**SOURCE MATERIAL**.
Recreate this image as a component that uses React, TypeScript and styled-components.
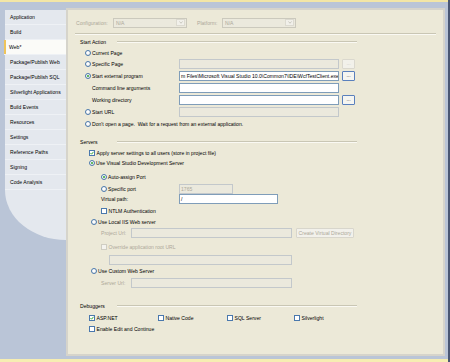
import React from 'react';
import styled, { createGlobalStyle } from 'styled-components';

const GlobalStyle = createGlobalStyle`
  html, body {
    margin: 0;
    padding: 0;
  }
  body {
    font-family: "Liberation Sans", Arial, sans-serif;
    font-size: 5.1px;
    color: #000;
  }
`;

const DISABLED = '#aca899';

const Frame = styled.div`
  width: 450px;
  height: 362px;
  box-sizing: border-box;
  display: flex;
  flex-direction: column;
  background: #bac5d7;
  border-right: 2px solid #4a5773;
  overflow: hidden;
`;

const TopStrip = styled.div`
  height: 2px;
  flex-shrink: 0;
  background: #f3e6a6;
`;

const BottomStrip = styled.div`
  height: 3px;
  flex-shrink: 0;
  background: #f6edb2;
`;

const Body = styled.div`
  flex: 1;
  min-height: 0;
  display: flex;
  padding: 6px 3px 3px 0;
`;

const TabColumn = styled.div`
  width: 66px;
  flex-shrink: 0;
  display: flex;
  flex-direction: column;
  padding: 2px 0 0 5px;
  box-sizing: border-box;
`;

const Tab = styled.div<{ $active?: boolean }>`
  height: 14px;
  flex-shrink: 0;
  display: flex;
  align-items: center;
  padding-left: 5px;
  border-bottom: 1px solid #eef1f5;
  background: ${p => (p.$active ? '#fbfbf8' : '#e4e8ee')};
  box-shadow: ${p => (p.$active ? 'inset 2px 0 0 #efc45a' : 'none')};
  margin-left: ${p => (p.$active ? '-1px' : '0')};
  white-space: nowrap;
`;

const TabTail = styled.div`
  height: 50px;
  background: #e4e8ee;
  border-bottom-left-radius: 61px 50px;
`;

const Panel = styled.div`
  flex: 1;
  display: flex;
  flex-direction: column;
  padding-top: 6px;
  background: #ece9d8;
  border: 2px solid #d6d4cb;
`;

const Row = styled.div<{ $h: number; $indent?: number; $mt?: number }>`
  height: ${p => p.$h}px;
  flex-shrink: 0;
  display: flex;
  align-items: center;
  padding-left: ${p => p.$indent ?? 0}px;
  margin-top: ${p => p.$mt ?? 0}px;
  white-space: nowrap;
`;

const Label = styled.div<{ $w?: number; $disabled?: boolean }>`
  width: ${p => (p.$w ? `${p.$w}px` : 'auto')};
  flex-shrink: 0;
  color: ${p => (p.$disabled ? DISABLED : '#000')};
`;

const Radio = styled.span<{ $checked?: boolean }>`
  width: 6px;
  height: 6px;
  flex-shrink: 0;
  box-sizing: border-box;
  margin-right: 1px;
  position: relative;
  border-radius: 50%;
  border: 1px solid #4a78ad;
  background: radial-gradient(circle at 40% 40%, #ffffff 30%, #dcdcd4 100%);

  &::after {
    content: '';
    display: ${p => (p.$checked ? 'block' : 'none')};
    position: absolute;
    inset: 1px;
    border-radius: 50%;
    background: #2ea42e;
  }
`;

const Check = styled.span<{ $disabled?: boolean }>`
  width: 6px;
  height: 6px;
  flex-shrink: 0;
  box-sizing: border-box;
  margin-right: 1.5px;
  display: flex;
  align-items: center;
  justify-content: center;
  border: 1px solid ${p => (p.$disabled ? '#cfcdc2' : '#4a78ad')};
  background: ${p => (p.$disabled ? '#f4f3ee' : '#ffffff')};
`;

const Field = styled.div<{ $w: number; $disabled?: boolean }>`
  width: ${p => p.$w}px;
  height: 10px;
  flex-shrink: 0;
  box-sizing: border-box;
  display: flex;
  align-items: center;
  padding: 0 1px;
  overflow: hidden;
  border: 1px solid ${p => (p.$disabled ? '#c3c8cb' : '#7f9db9')};
  background: ${p => (p.$disabled ? '#ebe9dd' : '#ffffff')};
  color: ${p => (p.$disabled ? DISABLED : '#000')};
`;

const Browse = styled.div<{ $disabled?: boolean }>`
  width: 13px;
  height: 10px;
  margin-left: 3px;
  flex-shrink: 0;
  box-sizing: border-box;
  display: flex;
  align-items: center;
  justify-content: center;
  border: 1px solid ${p => (p.$disabled ? '#dad8ce' : '#5a80bd')};
  border-radius: 1px;
  background: ${p => (p.$disabled ? '#f2f1ea' : '#f5f5f1')};
  color: ${p => (p.$disabled ? '#c8c6bb' : '#222')};
  line-height: 1;
`;

const CommandButton = styled.div`
  width: 58px;
  height: 10px;
  margin-left: 4px;
  flex-shrink: 0;
  box-sizing: border-box;
  display: flex;
  align-items: center;
  justify-content: center;
  border: 1px solid #d8d6cc;
  border-radius: 1px;
  background: #f2f1eb;
  color: ${DISABLED};
`;

const Combo = styled.div`
  width: 74px;
  height: 10px;
  flex-shrink: 0;
  box-sizing: border-box;
  display: flex;
  align-items: center;
  padding: 0 1px 0 2px;
  border: 1px solid #cbc9bd;
  background: #ebe9dd;
  color: ${DISABLED};
`;

const ComboArrow = styled.span`
  margin-left: auto;
  width: 9px;
  height: 7px;
  box-sizing: border-box;
  display: flex;
  align-items: center;
  justify-content: center;
  border: 1px solid #dcdad0;
  background: #f1f0ea;
`;

const Divider = styled.div`
  margin: 4px 7px 0;
  flex-shrink: 0;
  border-top: 1px solid #c9c6b4;
  border-bottom: 1px solid #faf9f3;
`;

const HeadingLine = styled.div`
  width: 240px;
  border-top: 1px solid #c9c6b4;
  border-bottom: 1px solid #faf9f3;
`;

const CheckItem = styled.div<{ $w?: number }>`
  width: ${p => (p.$w ? `${p.$w}px` : 'auto')};
  display: flex;
  align-items: center;
  flex-shrink: 0;
`;

const Tick = () => (
  <svg width="4" height="4" viewBox="0 0 8 8">
    <path d="M1 4.2 L3.2 6.4 L7 1.6" stroke="#22a022" strokeWidth="1.8" fill="none" />
  </svg>
);

const Chevron = () => (
  <svg width="4" height="3" viewBox="0 0 8 6">
    <path d="M1 1 L4 4.5 L7 1" stroke="#b8b6aa" strokeWidth="1.4" fill="none" />
  </svg>
);

const Heading = ({ children, mt }: { children: React.ReactNode; mt?: number }) => (
  <Row $h={13} $indent={12} $mt={mt}>
    <Label $w={37}>{children}</Label>
    <HeadingLine />
  </Row>
);

const tabs = [
  'Application',
  'Build',
  'Web*',
  'Package/Publish Web',
  'Package/Publish SQL',
  'Silverlight Applications',
  'Build Events',
  'Resources',
  'Settings',
  'Reference Paths',
  'Signing',
  'Code Analysis',
];

export default function App() {
  return (
    <>
      <GlobalStyle />
      <Frame>
        <TopStrip />
        <Body>
          <TabColumn>
            {tabs.map(t => (
              <Tab key={t} $active={t === 'Web*'}>
                {t}
              </Tab>
            ))}
            <TabTail />
          </TabColumn>

          <Panel>
            <Row $h={13} $indent={8}>
              <Label $w={37} $disabled>Configuration:</Label>
              <Combo>
                N/A
                <ComboArrow><Chevron /></ComboArrow>
              </Combo>
              <Label $w={25} $disabled style={{ marginLeft: 10 }}>Platform:</Label>
              <Combo>
                N/A
                <ComboArrow><Chevron /></ComboArrow>
              </Combo>
            </Row>
            <Divider />

            <Heading>Start Action</Heading>
            <Row $h={10} $indent={17}>
              <Radio />
              <Label>Current Page</Label>
            </Row>
            <Row $h={12} $indent={17}>
              <Radio />
              <Label $w={87}>Specific Page</Label>
              <Field $w={160} $disabled />
              <Browse $disabled>...</Browse>
            </Row>
            <Row $h={12} $indent={17}>
              <Radio $checked />
              <Label $w={87}>Start external program</Label>
              <Field $w={160}>
                m Files\Microsoft Visual Studio 10.0\Common7\IDE\WcfTestClient.exe
              </Field>
              <Browse>...</Browse>
            </Row>
            <Row $h={12} $indent={24}>
              <Label $w={87}>Command line arguments</Label>
              <Field $w={160} />
            </Row>
            <Row $h={12} $indent={24}>
              <Label $w={87}>Working directory</Label>
              <Field $w={160} />
              <Browse>...</Browse>
            </Row>
            <Row $h={12} $indent={17}>
              <Radio />
              <Label $w={87}>Start URL</Label>
              <Field $w={160} $disabled />
            </Row>
            <Row $h={11} $indent={17}>
              <Radio />
              <Label>Don't open a page.{'\u00a0\u00a0'}Wait for a request from an external application.</Label>
            </Row>

            <Heading mt={6}>Servers</Heading>
            <Row $h={9} $indent={21}>
              <Check><Tick /></Check>
              <Label>Apply server settings to all users (store in project file)</Label>
            </Row>
            <Row $h={12} $indent={21}>
              <Radio $checked />
              <Label>Use Visual Studio Development Server</Label>
            </Row>
            <Row $h={15} $indent={33}>
              <Radio $checked />
              <Label>Auto-assign Port</Label>
            </Row>
            <Row $h={9} $indent={33}>
              <Radio />
              <Label $w={71}>Specific port</Label>
              <Field $w={54} $disabled>1765</Field>
            </Row>
            <Row $h={12} $indent={33}>
              <Label $w={78}>Virtual path:</Label>
              <Field $w={99}>/</Field>
            </Row>
            <Row $h={11} $indent={33}>
              <Check />
              <Label>NTLM Authentication</Label>
            </Row>
            <Row $h={11} $indent={23}>
              <Radio />
              <Label>Use Local IIS Web server</Label>
            </Row>
            <Row $h={12} $indent={33}>
              <Label $w={30} $disabled>Project Url:</Label>
              <Field $w={161} $disabled />
              <CommandButton>Create Virtual Directory</CommandButton>
            </Row>
            <Row $h={15} $indent={33}>
              <Check $disabled />
              <Label $disabled>Override application root URL</Label>
            </Row>
            <Row $h={11} $indent={41}>
              <Field $w={183} $disabled />
            </Row>
            <Row $h={12} $indent={23}>
              <Radio />
              <Label>Use Custom Web Server</Label>
            </Row>
            <Row $h={12} $indent={33}>
              <Label $w={30} $disabled>Server Url:</Label>
              <Field $w={161} $disabled />
            </Row>

            <Heading mt={10}>Debuggers</Heading>
            <Row $h={12} $indent={21}>
              <CheckItem $w={69}>
                <Check><Tick /></Check>
                <Label>ASP.NET</Label>
              </CheckItem>
              <CheckItem $w={69}>
                <Check />
                <Label>Native Code</Label>
              </CheckItem>
              <CheckItem $w={67}>
                <Check />
                <Label>SQL Server</Label>
              </CheckItem>
              <CheckItem>
                <Check />
                <Label>Silverlight</Label>
              </CheckItem>
            </Row>
            <Row $h={10} $indent={21}>
              <Check />
              <Label>Enable Edit and Continue</Label>
            </Row>
          </Panel>
        </Body>
        <BottomStrip />
      </Frame>
    </>
  );
}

**SET EXERCISE**. Give again, word for word, every line from the top of the data through the line with "const DISABLED = '#aca899';", both ends included, and exclude the pictures.

**THE REPLY**.
Recreate this image as a component that uses React, TypeScript and styled-components.
import React from 'react';
import styled, { createGlobalStyle } from 'styled-components';

const GlobalStyle = createGlobalStyle`
  html, body {
    margin: 0;
    padding: 0;
  }
  body {
    font-family: "Liberation Sans", Arial, sans-serif;
    font-size: 5.1px;
    color: #000;
  }
`;

const DISABLED = '#aca899';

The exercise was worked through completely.